One of the most common mistakes is assuming that rising open interest is automatically bullish. In reality, higher open interest simply means more active contracts exist. Whether those new contracts support a bullish continuation or a bearish extension depends on how price behaves and whether other indicators confirm the move. Another frequent error is ignoring volume. Open interest without meaningful volume may reflect weak conviction, reducing the reliability of the signal.

Who Benefits From Watching Open Interest

Futures traders are the most direct users of open interest because it reflects activity in leveraged contracts. Swing traders can use it to evaluate whether a multi-day trend still has support. Intraday traders may track rapid changes in open interest during breakout attempts to spot volatility bursts. Even longer-term investors may find it useful as a way to judge whether speculative leverage is becoming excessive and increasing correction risk.

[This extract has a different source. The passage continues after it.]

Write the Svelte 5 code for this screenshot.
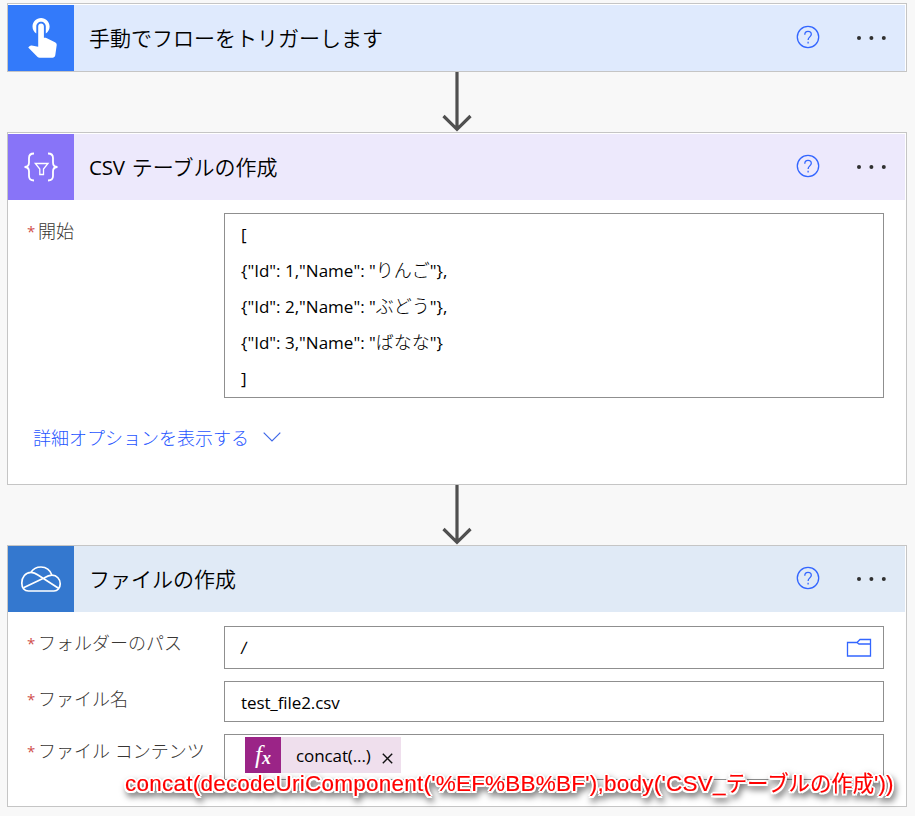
<script>
  const rows = [
    ['[', '', ''],
    ['{"Id": 1,"Name": "', 'りんご', '"},'],
    ['{"Id": 2,"Name": "', 'ぶどう', '"},'],
    ['{"Id": 3,"Name": "', 'ばなな', '"}'],
    [']', '', '']
  ];
</script>

{#snippet actions()}
  <svg class="help" viewBox="0 0 24 24"><circle cx="12" cy="12" r="10.7" /><path d="M8.8 9.7C8.8 7.5 10 6.3 12 6.3S15.3 7.5 15.3 9.3C15.3 11.8 12.1 12 12.1 15M12.1 16.8V18.4" /></svg>
  <svg class="dots" viewBox="0 0 32 6"><circle cx="3" cy="3" r="2" /><circle cx="15.4" cy="3" r="2" /><circle cx="27.8" cy="3" r="2" /></svg>
{/snippet}

{#snippet arrow()}
  <div class="connector">
    <svg width="32" height="61" viewBox="0 0 32 61"><path d="M16 0V57M2.5 44L16 57.3L29.5 44" /></svg>
  </div>
{/snippet}

<main>
  <section class="card trigger">
    <header>
      <svg class="tile" viewBox="0 0 66 66">
        <path fill="#fff" transform="translate(11.2 7.2) scale(1.9)" d="M9 11.24V7.5C9 6.12 10.12 5 11.5 5S14 6.12 14 7.5v3.74c1.21-.81 2-2.18 2-3.74C16 5.01 13.99 3 11.5 3S7 5.01 7 7.5c0 1.56.79 2.93 2 3.74zm9.84 4.63l-4.54-2.26c-.17-.07-.35-.11-.54-.11H13v-6c0-.83-.67-1.5-1.5-1.5S10 6.67 10 7.5v10.74l-3.43-.72c-.08-.01-.15-.03-.24-.03-.31 0-.59.13-.79.33l-.79.8 4.94 4.94c.27.27.65.44 1.06.44h6.79c.75 0 1.33-.55 1.44-1.28l.75-5.27c.01-.07.02-.14.02-.2 0-.62-.38-1.16-.91-1.38z" />
      </svg>
      <h2>手動でフローをトリガーします</h2>
      {@render actions()}
    </header>
  </section>

  {@render arrow()}

  <section class="card table">
    <header>
      <svg class="tile" viewBox="0 0 66 66">
        <g fill="none" stroke="#fff">
          <path stroke-width="1.8" d="M26 19.5C22.5 19.5 21 21 21 24V28.5C21 31.5 20 33 16.5 33C20 33 21 34.5 21 37.5V42C21 45 22.5 46.5 26 46.5M40 19.5C43.5 19.5 45 21 45 24V28.5C45 31.5 46 33 49.5 33C46 33 45 34.5 45 37.5V42C45 45 43.5 46.5 40 46.5" />
          <path stroke-width="1.3" d="M27.3 29.5H40L35.5 35V40.5H31.8V35Z" />
        </g>
      </svg>
      <h2><span class="latin">CSV</span>テーブルの作成</h2>
      {@render actions()}
    </header>
    <div class="field">
      <span class="label"><i>*</i>開始</span>
      <div class="input area">
        {#each rows as [head, kana, tail]}<div class="line">{head}<span>{kana}</span>{tail}</div>{/each}
      </div>
    </div>
    <a class="more" href="#more">詳細オプションを表示する<svg width="18" height="10" viewBox="0 0 18 10"><path d="M.7 .7L9 9L17.3 .7" /></svg></a>
  </section>

  {@render arrow()}

  <section class="card file">
    <header>
      <svg class="tile" viewBox="0 0 66 66">
        <g fill="none" stroke="#fff" stroke-width="1.7" stroke-linejoin="round">
          <path d="M20.5 45C16.5 45 13.8 42 13.8 37C13.8 31 17.5 26.5 23 26.3C25 23 28.5 21 33 21C38.2 21 42.2 24.3 44 29.2C48.8 29.3 52.2 33 52.2 37.7C52.2 42 49.5 45 46 45Z" />
          <path d="M23 26.3C26 26.3 28 27.5 30 29L50.5 42.3M15.5 41.7L36 32C38.5 30.5 41 29.2 44 29.2" />
        </g>
      </svg>
      <h2>ファイルの作成</h2>
      {@render actions()}
    </header>
    <div class="field path">
      <span class="label"><i>*</i>フォルダーのパス</span>
      <div class="input"><span class="slash">/</span>
        <svg class="folder" width="26" height="20" viewBox="0 0 26 20"><path d="M1.5 4.5H11L14 1.5H24.5V18H1.5ZM11 4.5L13 6H24.5" /></svg>
      </div>
    </div>
    <div class="field name">
      <span class="label"><i>*</i>ファイル名</span>
      <div class="input"><span class="filename">test_file2.csv</span></div>
    </div>
    <div class="field content">
      <span class="label"><i>*</i>ファイル コンテンツ</span>
      <div class="input">
        <span class="token"><b><em>f</em><em class="x">x</em></b><span>concat(...)</span><svg width="11" height="11" viewBox="0 0 11 11"><path d="M.8 .8L10.2 10.2M10.2 .8L.8 10.2" /></svg></span>
      </div>
    </div>
    <div class="note"><span class="expr">concat(decodeUriComponent('%EF%BB%BF'),body('CSV_</span><span class="kana">テーブルの作成</span><span>'))</span></div>
  </section>
</main>

<style>
  :global(body) { background: #fff; }
  main {
    box-sizing: border-box;
    height: 816px;
    padding: 3px 8px 0 7px;
    background: #f8f8f8;
    font-family: "Open Sans", "Noto Sans CJK JP", sans-serif;
    color: #000;
  }
  .card {
    position: relative;
    box-sizing: border-box;
    width: 900px;
    border: 1px solid #c5c5c5;
    background: #fff;
    padding: 1px 1px 0 0;
  }
  .trigger { height: 69px; }
  .table { height: 353px; }
  .file { height: 262px; padding-top: 0; }
  header {
    display: flex;
    align-items: center;
    height: 66px;
    background: var(--tint);
  }
  .trigger { --tint: #dfeafd; --main: #337afa; }
  .table { --tint: #ede9fc; --main: #8874f8; }
  .file { --tint: #e0eaf6; --main: #3478cf; }
  .tile { width: 66px; height: 66px; background: var(--main); }
  h2 {
    flex: 1;
    margin: -2px 0 0 15px;
    font: 350 21px/30px "Noto Sans CJK JP", sans-serif;
    white-space: pre;
  }
  .latin { margin-right: 7px; font-family: "Open Sans", sans-serif; font-weight: 400; font-size: 20.5px; letter-spacing: -0.2px; }
  .help { width: 24px; height: 24px; margin-right: 36px; margin-top: -2px; fill: none; stroke: #3366ff; stroke-width: 1.3; }
  .dots { width: 32px; height: 6px; margin-right: 17px; margin-top: -1px; fill: #303030; }
  .connector { display: flex; padding-left: 434px; height: 60px; }
  .connector path { fill: none; stroke: #505050; stroke-width: 3.2; }
  .field { display: flex; justify-content: space-between; padding: 0 21px 0 20px; }
  .table .field { padding-top: 13px; }
  .label {
    display: flex;
    height: 36px;
    font: 300 18px/36px "Open Sans", "Noto Sans CJK JP", sans-serif;
    color: #383634;
    white-space: pre;
  }
  .label i { width: 10px; margin-left: -1px; margin-right: 1px; font-style: normal; font-size: 15px; font-weight: 400; color: #d0504c; }
  .input {
    box-sizing: border-box;
    display: flex;
    align-items: center;
    width: 660px;
    border: 1px solid #8f8f8f;
    background: #fff;
    padding-left: 16px;
    font-size: 17px;
    font-weight: 400;
  }
  .slash { transform: skewX(-6deg); }
  .filename { letter-spacing: -0.1px; margin-top: 1px; }
  .area { display: block; height: 185px; padding-top: 3px; }
  .line { height: 36px; line-height: 36px; white-space: pre; }
  .line span { font: 300 18px/30px "Noto Sans CJK JP", sans-serif; }
  .more {
    display: flex;
    align-items: center;
    width: max-content;
    margin: 21px 0 0 25px;
    font: 300 18px/36px "Noto Sans CJK JP", sans-serif;
    color: #1f55ff;
    text-decoration: none;
  }
  .more svg { margin-left: 14px; fill: none; stroke: #3f68e8; stroke-width: 1.2; }
  .path { margin-top: 14px; height: 43px; }
  .path .input { justify-content: space-between; padding-right: 11px; }
  .path .label { margin-top: -1px; }
  .folder { fill: none; stroke: #3366ff; stroke-width: 1.3; }
  .name { margin-top: 12px; height: 41px; }
  .content { margin-top: 12px; height: 46px; }
  .content .label { margin-top: -1px; }
  .content .input { align-items: flex-start; padding: 2px 0 0 20px; }
  .token { display: flex; align-items: center; width: 156px; height: 36px; background: #efdfed; font-size: 17px; letter-spacing: -0.1px; }
  .token b { display: flex; align-items: center; justify-content: center; width: 36px; height: 36px; margin-right: 15px; background: #9b2487; color: #fff; font: italic 25px/36px "Liberation Serif", serif; }
  .token b .x { font-size: 18px; font-weight: 700; padding-top: 6px; }
  .token svg { margin: 6px 0 0 11px; fill: none; stroke: #111; stroke-width: 1.4; }
  .note {
    position: absolute;
    left: 117px;
    top: 221px;
    display: flex;
    white-space: pre;
    font: 22.5px/34px "Liberation Sans", "Noto Sans CJK JP", sans-serif;
    color: #f00;
    -webkit-text-stroke: 0.15px #f00;
    text-shadow: 2px 0 #fff, -2px 0 #fff, 0 2px #fff, 0 -2px #fff, 1.5px 1.5px #fff, -1.5px 1.5px #fff, 1.5px -1.5px #fff, -1.5px -1.5px #fff;
    filter: drop-shadow(2px 4px 3px rgba(0, 0, 0, 0.5));
  }
  .expr { letter-spacing: 0.23px; }
  .kana { font-size: 21.4px; }
</style>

Bitcoin often serves as the clearest real-world example. During periods of tight consolidation, open interest can rise as traders on both sides build positions ahead of a decisive move. That build-up does not reveal direction in advance, but it may indicate that volatility is likely to expand. Traders who recognize such conditions may shift from range-based tactics toward breakout preparation, while also tightening risk management in case liquidation-driven moves accelerate quickly.

Conclusion

Open interest is a foundational metric for understanding crypto derivatives markets. It shows how much exposure remains in the system, helps traders judge whether a move is being supported by fresh participation, and highlights conditions that may lead to increased volatility or liquidation cascades. Read together with price, volume, and funding rates, it can significantly improve how traders assess trend quality and market crowding.

That said, open interest is best treated as part of a broader analytical framework. It is not a directional oracle, but it is a powerful lens into market participation, leverage, and risk concentration. For traders navigating crypto futures, that makes it an essential indicator to monitor closely.